If you talk to the Arizona Clean Elections Commission, they’ll tell you the system is actually working exactly as designed. The "slow" count is a feature of a system that emphasizes security and voter access.
Every ballot has a paper trail. Every tabulation room has a 24/7 livestream (you can literally watch them count on YouTube). Every machine is "air-gapped," meaning it’s never connected to the internet.
The delay isn't a sign of fraud; it’s a sign of a process that is refusing to cut corners. Whether or not that's a good thing is up for debate, but the "why" is purely logistical.
How to Help the Process Move Faster
If you're an Arizona voter and you want to see results faster on election night, there are a few things you can actually do to help:
- Mail your ballot early: If you have it by mid-October, send it back by late October. Don't wait.
- Sign clearly: Make sure your signature on the affidavit envelope matches how you signed your driver’s license.
- Update your info: If you’ve moved or changed your name, update your voter registration at least 30 days before the election.

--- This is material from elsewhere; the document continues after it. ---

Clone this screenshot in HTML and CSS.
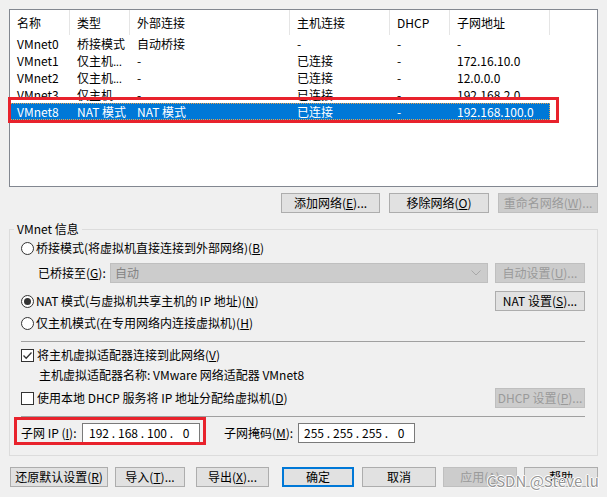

- Sign up for alerts: Use services like "Be Ballot Ready" to track your ballot. If there's a problem with your signature, you can fix it before Election Day even arrives.
The reality is that as long as Arizona allows Election Day drop-offs of mail-in ballots, we are going to be waiting a week for final results. It's the price the state pays for making it as easy as possible for people to cast their vote. Honestly, it’s kinda just part of the Arizona political landscape now—much like the heat and the cacti, the slow count is here to stay.